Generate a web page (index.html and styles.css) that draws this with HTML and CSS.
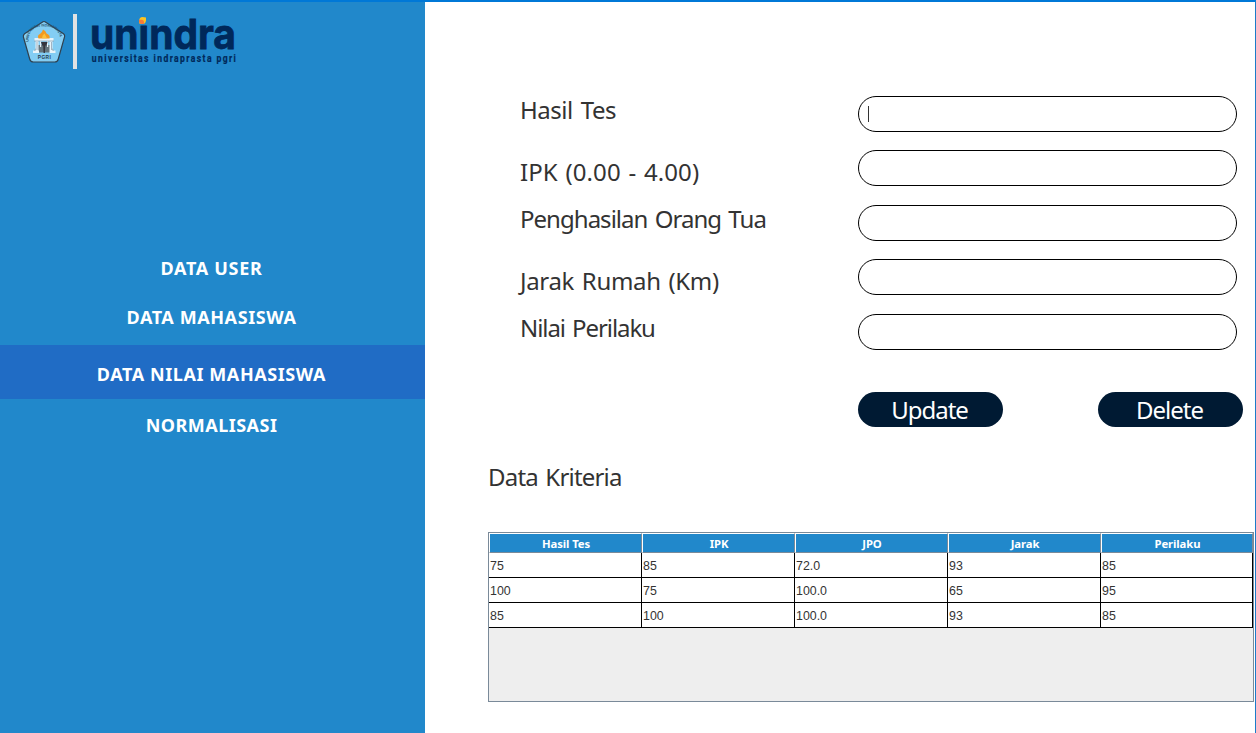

--

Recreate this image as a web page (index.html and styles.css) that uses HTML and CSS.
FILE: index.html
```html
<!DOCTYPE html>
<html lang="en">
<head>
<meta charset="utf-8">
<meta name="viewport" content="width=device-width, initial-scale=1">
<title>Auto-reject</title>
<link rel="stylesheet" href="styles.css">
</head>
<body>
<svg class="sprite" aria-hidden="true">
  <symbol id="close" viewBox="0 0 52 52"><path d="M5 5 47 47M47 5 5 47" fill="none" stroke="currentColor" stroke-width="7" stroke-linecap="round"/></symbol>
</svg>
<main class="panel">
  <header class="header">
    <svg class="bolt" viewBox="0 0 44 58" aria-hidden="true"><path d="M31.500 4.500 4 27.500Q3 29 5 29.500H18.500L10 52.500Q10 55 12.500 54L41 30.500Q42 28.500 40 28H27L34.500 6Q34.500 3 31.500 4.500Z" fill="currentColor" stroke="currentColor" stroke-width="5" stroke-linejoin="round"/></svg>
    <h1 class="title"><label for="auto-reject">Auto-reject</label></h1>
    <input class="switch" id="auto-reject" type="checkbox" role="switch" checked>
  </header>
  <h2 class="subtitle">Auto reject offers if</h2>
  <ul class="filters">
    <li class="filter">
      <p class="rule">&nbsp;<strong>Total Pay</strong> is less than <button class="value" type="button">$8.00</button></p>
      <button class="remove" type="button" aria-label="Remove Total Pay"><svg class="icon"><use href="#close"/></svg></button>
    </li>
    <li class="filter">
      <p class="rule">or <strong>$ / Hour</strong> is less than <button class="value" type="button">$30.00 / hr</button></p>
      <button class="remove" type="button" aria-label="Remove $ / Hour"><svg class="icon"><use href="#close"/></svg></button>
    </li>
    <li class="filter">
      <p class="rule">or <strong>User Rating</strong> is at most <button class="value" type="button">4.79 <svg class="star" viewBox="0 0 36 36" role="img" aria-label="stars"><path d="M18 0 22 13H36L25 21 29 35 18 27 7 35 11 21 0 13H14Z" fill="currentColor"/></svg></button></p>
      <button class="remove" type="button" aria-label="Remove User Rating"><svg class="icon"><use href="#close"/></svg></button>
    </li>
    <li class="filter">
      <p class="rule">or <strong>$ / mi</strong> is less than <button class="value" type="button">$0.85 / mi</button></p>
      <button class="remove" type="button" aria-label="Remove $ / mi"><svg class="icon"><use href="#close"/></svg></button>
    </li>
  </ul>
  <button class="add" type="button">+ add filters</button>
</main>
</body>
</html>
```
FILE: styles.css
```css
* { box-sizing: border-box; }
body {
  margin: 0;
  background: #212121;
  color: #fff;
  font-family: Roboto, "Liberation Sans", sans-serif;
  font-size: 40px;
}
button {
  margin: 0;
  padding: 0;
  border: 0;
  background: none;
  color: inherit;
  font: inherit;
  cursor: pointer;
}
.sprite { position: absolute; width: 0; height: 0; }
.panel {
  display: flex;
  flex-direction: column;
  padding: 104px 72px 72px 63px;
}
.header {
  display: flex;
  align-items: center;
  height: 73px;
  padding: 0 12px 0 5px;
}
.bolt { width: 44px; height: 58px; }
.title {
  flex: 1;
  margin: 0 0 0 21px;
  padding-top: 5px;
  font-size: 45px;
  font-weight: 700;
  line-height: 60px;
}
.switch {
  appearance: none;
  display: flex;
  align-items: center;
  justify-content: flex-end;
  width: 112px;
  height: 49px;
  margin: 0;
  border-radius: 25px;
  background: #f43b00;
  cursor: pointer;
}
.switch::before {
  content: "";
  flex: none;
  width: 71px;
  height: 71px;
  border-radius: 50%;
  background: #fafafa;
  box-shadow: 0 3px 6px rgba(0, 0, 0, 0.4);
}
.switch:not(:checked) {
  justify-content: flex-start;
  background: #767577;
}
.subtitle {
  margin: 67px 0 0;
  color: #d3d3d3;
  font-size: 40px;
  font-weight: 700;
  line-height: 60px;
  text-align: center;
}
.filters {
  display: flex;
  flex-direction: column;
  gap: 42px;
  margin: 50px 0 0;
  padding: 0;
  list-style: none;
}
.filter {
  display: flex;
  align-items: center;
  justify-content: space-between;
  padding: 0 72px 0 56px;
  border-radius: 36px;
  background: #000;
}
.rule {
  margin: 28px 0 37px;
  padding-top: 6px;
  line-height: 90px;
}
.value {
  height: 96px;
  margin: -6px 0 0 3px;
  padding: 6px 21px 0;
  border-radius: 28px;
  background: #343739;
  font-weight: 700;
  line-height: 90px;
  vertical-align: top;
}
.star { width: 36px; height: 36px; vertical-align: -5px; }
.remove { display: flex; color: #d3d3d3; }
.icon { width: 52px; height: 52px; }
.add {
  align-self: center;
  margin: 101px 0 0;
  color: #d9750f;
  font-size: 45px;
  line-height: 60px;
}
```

--

To be done
Review the material and copy each line in which the word "this" appears.

Final answer
Generate a web page (index.html and styles.css) that draws this with HTML and CSS.
Recreate this image as a web page (index.html and styles.css) that uses HTML and CSS.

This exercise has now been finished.